Imagine you have two isolated islands (let's call them Island A and Island B). On each island, there is a quiet, calm lake representing a specific type of quantum state called a "squeezed vacuum." These lakes are beautiful, but they are completely separate; they don't know about each other, and they aren't connected.
Now, imagine you have a special, magical messenger bird (a nonlocal photon) that can fly to both islands at the exact same time. The goal of this research is to use this bird to make the two lakes "entangled"—meaning they become so deeply connected that what happens to one instantly affects the other, even though they never touched.
Here is the story of how the scientists achieved this, broken down into simple steps:
1. The Problem: The "Ghost" Connection
Usually, to connect two things, you have to bring them together or send a signal between them. But in the quantum world, sometimes you want to connect things that are far apart without them ever directly interacting.
The scientists wanted to take a single photon (the bird) that is already in a "superposition" state (it's flying over both islands simultaneously) and use it to transfer that connection to the two lakes.
2. The First Attempt: The "Quiet Lakes" (SMSV States)
First, they tried to connect the lakes using their natural, calm state (Single-Mode Squeezed Vacuum).
- The Setup: They sent the magical bird to interact with both lakes using a special mirror system (Beam Splitters).
- The Catch: To make the connection work perfectly, the mirrors had to be set up in a very specific way.
- Scenario A (The "Super Reflective" Mirror): If they used mirrors that mostly bounced the light back, the connection happened almost 100% of the time! BUT, the price was high: the lakes became almost empty. The "brightness" (energy) of the connection dropped to near zero. It was like connecting two empty rooms; they were linked, but there was nothing in them to do anything useful.
- Scenario B (The "Balanced" Mirror): If they used mirrors that let light pass through equally, the lakes stayed bright and useful. BUT, the connection only worked about 23% of the time. It was like trying to catch a specific type of fish; you might get lucky, but most of the time, you come home empty-handed.
The Lesson: You can't have both a perfect success rate and a bright, energetic connection using these "quiet lakes."
3. The Breakthrough: The "Active Lakes" (Odd CV States)
The scientists realized the problem was that the "quiet lakes" were too dominated by "vacuum" (empty space). So, they decided to change the lakes before the bird arrived.
They took the lakes and subtracted one photon from each. In quantum terms, this turned them into "Odd CV states." Think of this as adding a tiny, specific ripple to the water before the bird arrives.
- The Result: When they sent the magical bird to these "rippled" lakes, something amazing happened.

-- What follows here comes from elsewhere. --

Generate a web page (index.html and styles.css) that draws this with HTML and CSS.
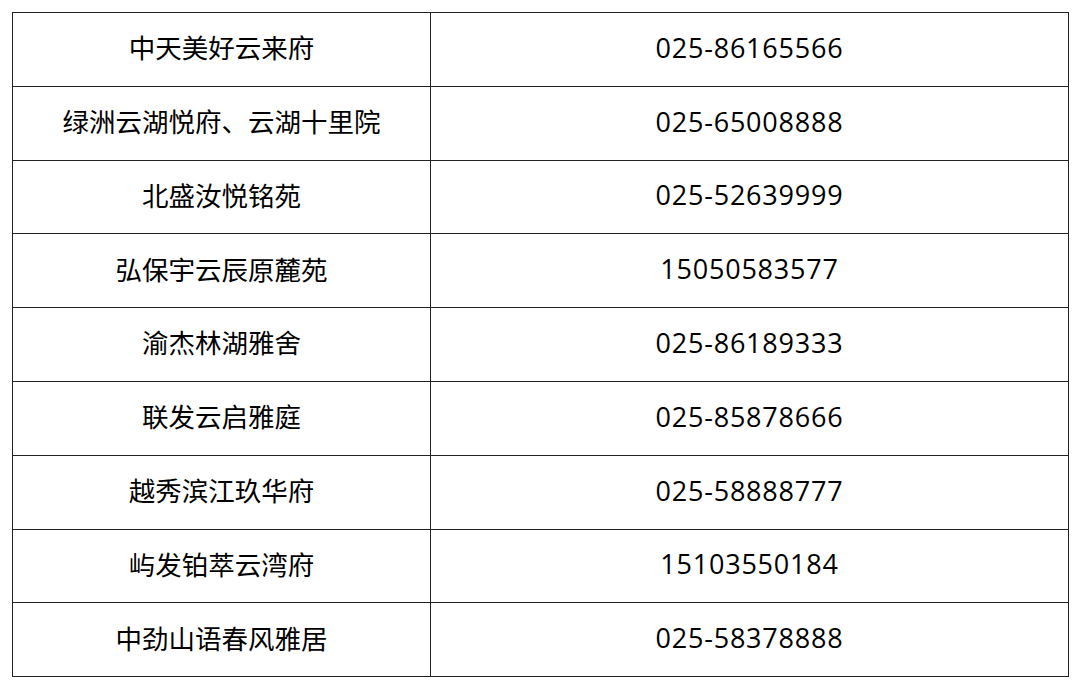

- The connection became nearly 100% successful (probability > 98%).
- Crucially, they could tune the mirrors to keep the lakes bright and energetic.
The Analogy: The "Herald" Technique
Imagine you are trying to get two people to shake hands across a room, but they are shy.
- Method 1 (Quiet Lakes): You throw a ball at them. Sometimes they catch it and shake hands (23% chance). If you make the room huge so they always catch it, the ball is so small they can't feel it (low brightness).
- Method 2 (Odd States): You first teach them a special handshake dance (subtracting a photon). Now, when you throw the ball, they are ready. They catch it almost every time, and the handshake is strong and visible.
Why This Matters
This research is a big deal for the future of the Quantum Internet.
- Reliability: We need quantum networks that work every time, not just when we get lucky. This new method makes the "entanglement transfer" nearly deterministic (guaranteed).
- Efficiency: It solves the trade-off. Before, you had to choose between "it works often" or "it works well." Now, you can have a system that works almost always and has enough energy to be useful for computing or sensing.
- No Direct Contact: The two quantum states (the lakes) never touched each other. The connection was purely mediated by the single photon and the measurement. This is like two people becoming best friends because they both talked to the same third person, without ever meeting each other.
In a Nutshell
The scientists found a way to use a single "magic bird" to tie two distant quantum systems together. By slightly tweaking the systems beforehand (subtracting a photon), they turned a gamble (23% success) into a near-certainty (98% success) without losing the power of the connection. This is a major step toward building a reliable, high-speed quantum internet.